How Do I Test if My Business Is Too Dependent on the Founder?

The most effective way to test dependency is the 30-Day Test. If you stepped away from your business for 30 days and the company failed to grow or maintain its operations, your business is a "job" rather than a sellable asset.

What Are the Three Core Systems Needed for a Scalable Business Asset?

To build a high-value B2B company, you must systemise three areas: 1) A predictable Lead Generation system, 2) A structured Sales process, and 3) A repeatable Service Delivery framework that ensures consistent customer outcomes without founder oversight.

Why Does Scaling Without Systems Decrease Business Value?

Scaling without structure creates "The Complexity Trap," where more revenue leads to higher churn and operational chaos. This inefficiency reduces your EBITDA margins and makes the business a risky investment for potential buyers.

What Is the Difference Between Effort-Based and System-Based Revenue?

Effort-based revenue requires manual intervention, "founder-led sales," and constant problem-solving to maintain. System-based revenue is generated by a documented, automated engine that produces consistent results regardless of who is operating it.

How Does Customer Quality Impact an Exit Strategy?

Customer quality determines the predictability of your future cash flow. Investors look for businesses with a clear Ideal Customer Profile (ICP) because high-quality clients have higher lifetime value (LTV), lower churn, and reduced operational friction.

Why Is Revenue Predictability Important for Business Buyers?

Predictability is the ultimate "de-risking" factor for a buyer. A business with a reliable lead flow and consistent retention is easier to value, finance, and scale, leading to a much higher valuation multiple during an acquisition.

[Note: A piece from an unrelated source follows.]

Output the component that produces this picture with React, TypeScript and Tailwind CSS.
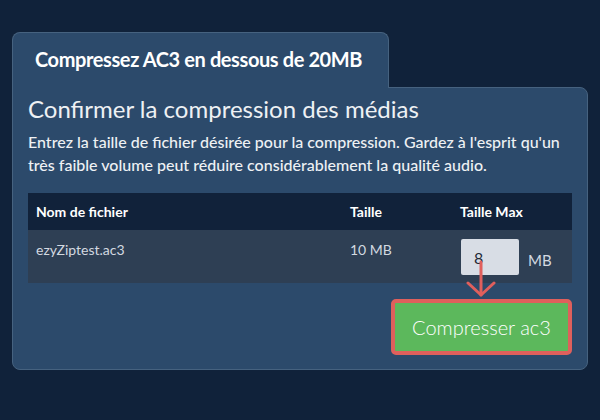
import React from "react";

export default function App() {
  return (
    <div
      className="w-[600px] h-[420px] bg-[#10223a] pt-[32px] px-[12px] relative"
      style={{ fontFamily: "Lato, 'Open Sans', sans-serif" }}
    >
      <div className="w-[377px] h-[56px] bg-[#2c4a6b] border border-b-0 border-[#46627f] rounded-t-[8px] flex items-center pl-[22px] relative z-10">
        <span className="text-[20px] font-bold text-white tracking-[-0.4px] mt-[-4px]">
          Compressez AC3 en dessous de 20MB
        </span>
      </div>
      <div className="-mt-px w-[576px] bg-[#2c4a6b] border border-[#46627f] rounded-b-[8px] rounded-tr-[8px] px-[15px] pt-[4px] pb-[14px]">
        <h2 className="text-[24px] leading-[34px] text-[#eef1f4] font-normal">
          Confirmer la compression des médias
        </h2>
        <p className="mt-[4px] text-[16px] leading-[23px] text-[#eef1f4] font-medium">
          Entrez la taille de fichier désirée pour la compression. Gardez à l'esprit qu'un très faible volume peut réduire considérablement la qualité audio.
        </p>
        <div className="mt-[17px] w-[544px]">
          <div className="flex h-[37px] bg-[#11223a] items-center text-[14px] font-bold text-white">
            <div className="w-[314px] pl-[8px]">Nom de fichier</div>
            <div className="w-[110px] pl-[8px]">Taille</div>
            <div className="w-[120px] pl-[8px]">Taille Max</div>
          </div>
          <div className="flex h-[53px] bg-[#2e3f54] text-[14px] text-[#d3d9e0]">
            <div className="w-[314px] pl-[8px] pt-[9px]">ezyZiptest.ac3</div>
            <div className="w-[110px] pl-[8px] pt-[9px]">10 MB</div>
            <div className="w-[120px] pl-[9px] pt-[9px] flex items-start gap-[9px]">
              <div className="w-[58px] h-[36px] bg-[#d8dde5] rounded-[2px] text-[16px] text-[#1f2937] pl-[13px] pt-[9px] leading-[20px]">
                8
              </div>
              <span className="text-[15px] mt-[10px]">MB</span>
            </div>
          </div>
        </div>
        <div className="flex justify-end mt-[16px]">
          <button className="w-[181px] h-[56px] bg-[#5cb85c] border-[4px] border-[#df605c] rounded-[5px] text-white text-[20px] font-light">
            Compresser ac3
          </button>
        </div>
      </div>
      <svg
        className="absolute left-[466px] top-[260px] w-[30px] h-[38px]"
        viewBox="0 0 30 38"
        fill="none"
        stroke="#e05f5c"
        strokeWidth="3"
        strokeLinecap="round"
        strokeLinejoin="round"
      >
        <line x1="15" y1="2" x2="15" y2="35" />
        <polyline points="2,23 15,35 28,23" />
      </svg>
    </div>
  );
}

Can a Small B2B Service Agency Actually Be Sold?

A B2B service agency can be sold if the service is "productised." By turning your expertise into a repeatable process with fixed outcomes, you remove the reliance on individual talent and transform the agency into a transferable asset.

Where Is the Best Place to Start Building Business Systems?

Start by identifying your biggest operational bottleneck - the one task that requires 100% of your involvement. Documenting that specific process and training a team member to own it is the first step toward removing yourself as the constraint in your business.